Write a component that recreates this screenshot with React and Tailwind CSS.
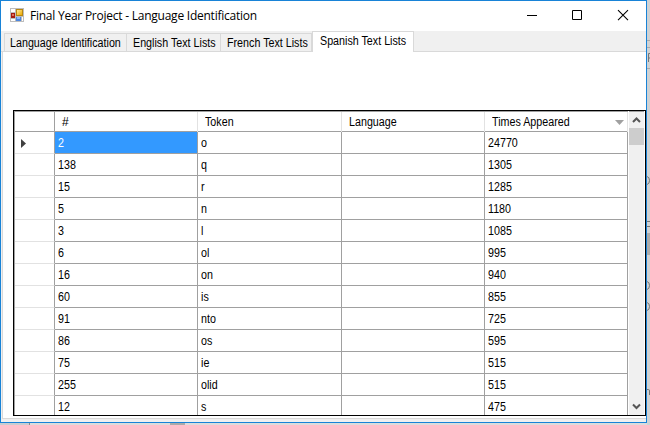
import React from "react";

const rows = [
  ["2", "o", "24770"],
  ["138", "q", "1305"],
  ["15", "r", "1285"],
  ["5", "n", "1180"],
  ["3", "l", "1085"],
  ["6", "ol", "995"],
  ["16", "on", "940"],
  ["60", "is", "855"],
  ["91", "nto", "725"],
  ["86", "os", "595"],
  ["75", "ie", "515"],
  ["255", "olid", "515"],
  ["12", "s", "475"],
];

function AppIcon() {
  return (
    <svg className="ml-[9px] mt-[7px] shrink-0" width="14" height="14" viewBox="0 0 14 14" shapeRendering="crispEdges">
      <defs>
        <linearGradient id="gold" x1="0" y1="0" x2="1" y2="1">
          <stop offset="0" stopColor="#ffeb9a" />
          <stop offset="1" stopColor="#eca900" />
        </linearGradient>
      </defs>
      <rect width="14" height="14" fill="#bdbdbd" />
      <rect x="1" y="1" width="4" height="3" fill="#fff" />
      <rect x="1" y="11" width="4" height="2" fill="#fff" />
      <rect x="12" y="9" width="1" height="4" fill="#fff" />
      <rect x="6" y="1" width="7" height="7" fill="#b88710" />
      <rect x="7" y="2" width="5" height="5" fill="url(#gold)" />
      <rect x="1" y="5" width="4" height="5" fill="#a51c12" />
      <rect x="2" y="6" width="2" height="2" fill="#e0705c" />
      <rect x="6" y="9" width="5" height="4" fill="#4c86e0" />
      <rect x="7" y="9" width="3" height="2" fill="#8fb8f8" />
    </svg>
  );
}

// Condensed label text, as the classic system font draws it.
function Label({ children }) {
  return <span className="inline-block origin-left scale-x-[0.893] whitespace-nowrap">{children}</span>;
}

function TitleBar() {
  return (
    <header className="flex h-[30px] shrink-0 bg-white">
      <AppIcon />
      <h1 className="ml-[6px] flex-1 whitespace-nowrap font-['Open_Sans',sans-serif] text-[12px] leading-[29px] tracking-[-0.24px] text-black">
        Final Year Project - Language Identification
      </h1>
      <svg className="shrink-0" width="125" height="30" viewBox="0 0 125 30" fill="none" stroke="#000">
        <path d="M6 14.500h10" />
        <path d="M51.500 9.500h9v9h-9z" />
        <path d="M97 9.200l10 10M107 9.200l-10 10" strokeWidth="1.1" />
      </svg>
    </header>
  );
}

function Tab({ children, className }) {
  return (
    <div className={"h-[18px] shrink-0 border-r border-t border-[#d9d9d9] bg-[#f0f0f0] leading-[19px] " + className}>
      <Label>{children}</Label>
    </div>
  );
}

function Tabs() {
  return (
    <nav className="flex h-[21px] shrink-0 items-end border-b border-[#d9d9d9] bg-[#f0f0f0] pl-[3px] text-[12px]">
      <Tab className="w-[123px] border-l pl-[5px]">Language Identification</Tab>
      <Tab className="w-[94px] pl-[6px]">English Text Lists</Tab>
      <Tab className="w-[91px] pl-[6px]">French Text Lists</Tab>
      <div className="-mb-px h-[21px] w-[102px] shrink-0 border-x border-t border-[#d9d9d9] bg-white pl-[7px] leading-[19px]">
        <Label>Spanish Text Lists</Label>
      </div>
    </nav>
  );
}

const columns = "grid grid-cols-[40px_143px_144px_143px_143px]";

function Grid() {
  return (
    <div className="ml-[10px] mt-[58px] flex h-[306px] w-[633px] overflow-hidden border border-black">
      <div className="w-[614px] shrink-0 overflow-hidden border-l border-t border-[#a0a0a0] text-[12px]">
        <div className={columns + " h-[20px] border-b border-[#a0a0a0] leading-[20px]"}>
          <div className="border-r border-[#a0a0a0]" />
          <div className="border-r border-[#e2e2e2] pl-[7px]">#</div>
          <div className="border-r border-[#e2e2e2] pl-[7px]"><Label>Token</Label></div>
          <div className="border-r border-[#e2e2e2] pl-[7px]"><Label>Language</Label></div>
          <div className="flex items-center justify-between border-r border-[#e2e2e2] pl-[7px] pr-[3px]">
            <Label>Times Appeared</Label>
            <svg width="9" height="5" viewBox="0 0 9 5">
              <path d="M0 0h9L4.500 5z" fill="#a0a0a0" />
            </svg>
          </div>
        </div>
        {rows.map(([id, token, count], i) => (
          <div key={id} className={columns + " h-[22px] leading-[22px]"}>
            <div className="flex h-[22px] items-center border-b border-r border-b-[#e2e2e2] border-r-[#a0a0a0] pl-[6px] pt-[2px]">
              {i === 0 && (
                <svg width="5" height="9" viewBox="0 0 5 9">
                  <path d="M0 0l5 4.500L0 9z" fill="#404040" />
                </svg>
              )}
            </div>
            <div className={"h-[22px] border-b border-r border-[#a0a0a0] pl-[3px] " + (i === 0 ? "bg-[#3399ff] text-white" : "")}>
              <Label>{id}</Label>
            </div>
            <div className="h-[22px] border-b border-r border-[#a0a0a0] pl-[3px]"><Label>{token}</Label></div>
            <div className="h-[22px] border-b border-r border-[#a0a0a0]" />
            <div className="h-[22px] border-b border-r border-[#a0a0a0] pl-[3px]"><Label>{count}</Label></div>
          </div>
        ))}
      </div>
      <div className="ml-px flex w-[15px] shrink-0 flex-col border-t border-[#a0a0a0] bg-[#f0f0f0]">
        <svg width="15" height="16" viewBox="0 0 15 16" fill="none" stroke="#555" strokeWidth="2">
          <path d="M4 10l3.500-3.500L11 10" />
        </svg>
        <div className="h-[17px] bg-[#cdcdcd]" />
        <svg className="mt-auto" width="15" height="16" viewBox="0 0 15 16" fill="none" stroke="#555" strokeWidth="2">
          <path d="M4 5.500L7.500 9 11 5.500" />
        </svg>
      </div>
    </div>
  );
}

function Backdrop() {
  return (
    <svg className="absolute inset-0" width="650" height="425" shapeRendering="crispEdges">
      <rect width="650" height="425" fill="#dcdcdc" />
      <path d="M0 423h30v2H0z" fill="#c8cdd1" />
      <path d="M29 423h1v2h-1z" fill="#888" />
      <path d="M170 423h15v2h-15z" fill="#aaa" />
      <path d="M647 0h3v425h-3z" fill="#d0d2d4" />
      <path d="M647 40h3v1h-3zM647 47h3v1h-3zM647 68h3v1h-3z" fill="#aaa" />
      <path d="M647 221h3v1h-3zM647 226h3v1h-3z" fill="#777" />
      <path d="M647 233h3v22h-3z" fill="#acacac" />
      <g fill="none" stroke="#777" shapeRendering="auto">
        <path d="M648.500 62v-8.500H650M648.500 58H650" />
        <path d="M647 176.500q2.500 .5 2.500 4t-2.500 4M647 281.500q2.500 .5 2.500 4t-2.500 4M647 302.500q2.500 .5 2.500 4t-2.500 4" />
        <path d="M647 389.500h1.500q1 0 1 1.500v4" />
      </g>
    </svg>
  );
}

export default function App() {
  return (
    <div className="relative h-[425px] w-[650px] overflow-hidden font-['Liberation_Sans',sans-serif] text-black">
      <Backdrop />
      <main className="relative flex h-[423px] w-[647px] flex-col border border-[#1883d7] bg-[#f0f0f0]">
        <TitleBar />
        <Tabs />
        <section className="ml-px h-[367px] shrink-0 border-b border-l border-[#d9d9d9] bg-white">
          <Grid />
        </section>
      </main>
    </div>
  );
}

===============

Directions for this task: Tally the lines in this data that hold the word "React" and state only the count.

Problem solution: 2